= DIRECTION =
Find the string "styled" and gather every line that holds it.

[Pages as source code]
* * * *
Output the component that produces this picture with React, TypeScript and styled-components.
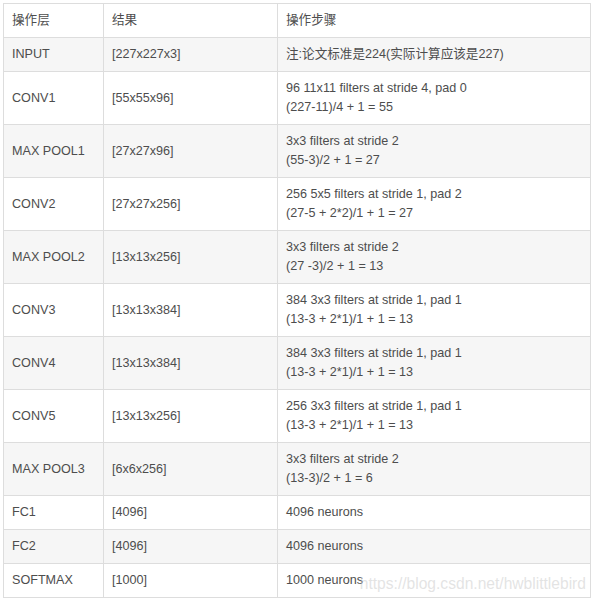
import React from "react";
import styled, { createGlobalStyle } from "styled-components";

const Global = createGlobalStyle`
  html, body { margin: 0; padding: 0; background: #fff; }
  body { font-family: "Liberation Sans", Arial, sans-serif; }
`;

const Wrap = styled.div`
  position: relative;
  padding: 3px;
  width: 588px;
`;

const Table = styled.table`
  border-collapse: collapse;
  width: 588px;
  table-layout: fixed;
  font-family: "Liberation Sans", Arial, "Noto Sans CJK SC", sans-serif;
  font-size: 12.6px;
  color: #4d4d4d;
`;

const Row = styled.tr<{ $striped?: boolean }>`
  background: ${(p) => (p.$striped ? "#f6f6f6" : "#ffffff")};
`;

const Cell = styled.td`
  border: 1px solid #dddddd;
  padding: 7px 8px;
  line-height: 19px;
  height: 19px;
  vertical-align: middle;
  text-align: left;
  font-weight: normal;
`;

const HeadCell = styled(Cell).attrs({ as: "th" })``;

const Watermark = styled.div`
  position: absolute;
  right: 8px;
  bottom: 8px;
  font-family: "Liberation Sans", Arial, sans-serif;
  font-size: 15.6px;
  color: rgba(200, 200, 200, 0.5);
  pointer-events: none;
  white-space: nowrap;
`;

const rows: [string, string, string[]][] = [
  ["INPUT", "[227x227x3]", ["注:论文标准是224(实际计算应该是227)"]],
  ["CONV1", "[55x55x96]", ["96 11x11 filters at stride 4, pad 0", "(227-11)/4 + 1 = 55"]],
  ["MAX POOL1", "[27x27x96]", ["3x3 filters at stride 2", "(55-3)/2 + 1 = 27"]],
  ["CONV2", "[27x27x256]", ["256 5x5 filters at stride 1, pad 2", "(27-5 + 2*2)/1 + 1 = 27"]],
  ["MAX POOL2", "[13x13x256]", ["3x3 filters at stride 2", "(27 -3)/2 + 1 = 13"]],
  ["CONV3", "[13x13x384]", ["384 3x3 filters at stride 1, pad 1", "(13-3 + 2*1)/1 + 1 = 13"]],
  ["CONV4", "[13x13x384]", ["384 3x3 filters at stride 1, pad 1", "(13-3 + 2*1)/1 + 1 = 13"]],
  ["CONV5", "[13x13x256]", ["256 3x3 filters at stride 1, pad 1", "(13-3 + 2*1)/1 + 1 = 13"]],
  ["MAX POOL3", "[6x6x256]", ["3x3 filters at stride 2", "(13-3)/2 + 1 = 6"]],
  ["FC1", "[4096]", ["4096 neurons"]],
  ["FC2", "[4096]", ["4096 neurons"]],
  ["SOFTMAX", "[1000]", ["1000 neurons"]],
];

export default function App() {
  return (
    <Wrap>
      <Global />
      <Table>
        <colgroup>
          <col style={{ width: 100 }} />
          <col style={{ width: 174 }} />
          <col />
        </colgroup>
        <thead>
          <Row>
            <HeadCell>操作层</HeadCell>
            <HeadCell>结果</HeadCell>
            <HeadCell>操作步骤</HeadCell>
          </Row>
        </thead>
        <tbody>
          {rows.map(([a, b, c], i) => (
            <Row key={a + i} $striped={i % 2 === 0}>
              <Cell>{a}</Cell>
              <Cell>{b}</Cell>
              <Cell>
                {c.map((line, j) => (
                  <React.Fragment key={j}>
                    {j > 0 && <br />}
                    {line}
                  </React.Fragment>
                ))}
              </Cell>
            </Row>
          ))}
        </tbody>
      </Table>
      <Watermark>https://blog.csdn.net/hwblittlebird</Watermark>
    </Wrap>
  );
}
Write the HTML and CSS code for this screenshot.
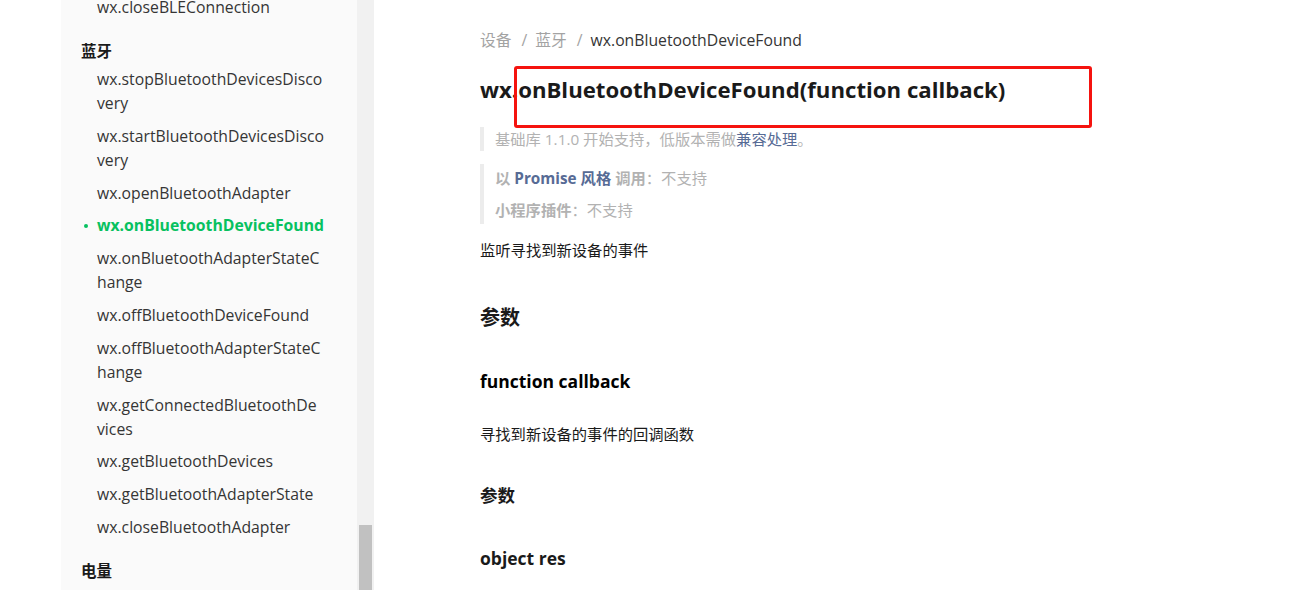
* * * *
= SOLUTION TO THE PROBLEM =
Output the component that produces this picture with React, TypeScript and styled-components.
import styled, { createGlobalStyle } from "styled-components";
const Wrap = styled.div`
const Table = styled.table`
const Row = styled.tr<{ $striped?: boolean }>`
const Cell = styled.td`
const HeadCell = styled(Cell).attrs({ as: "th" })``;
const Watermark = styled.div`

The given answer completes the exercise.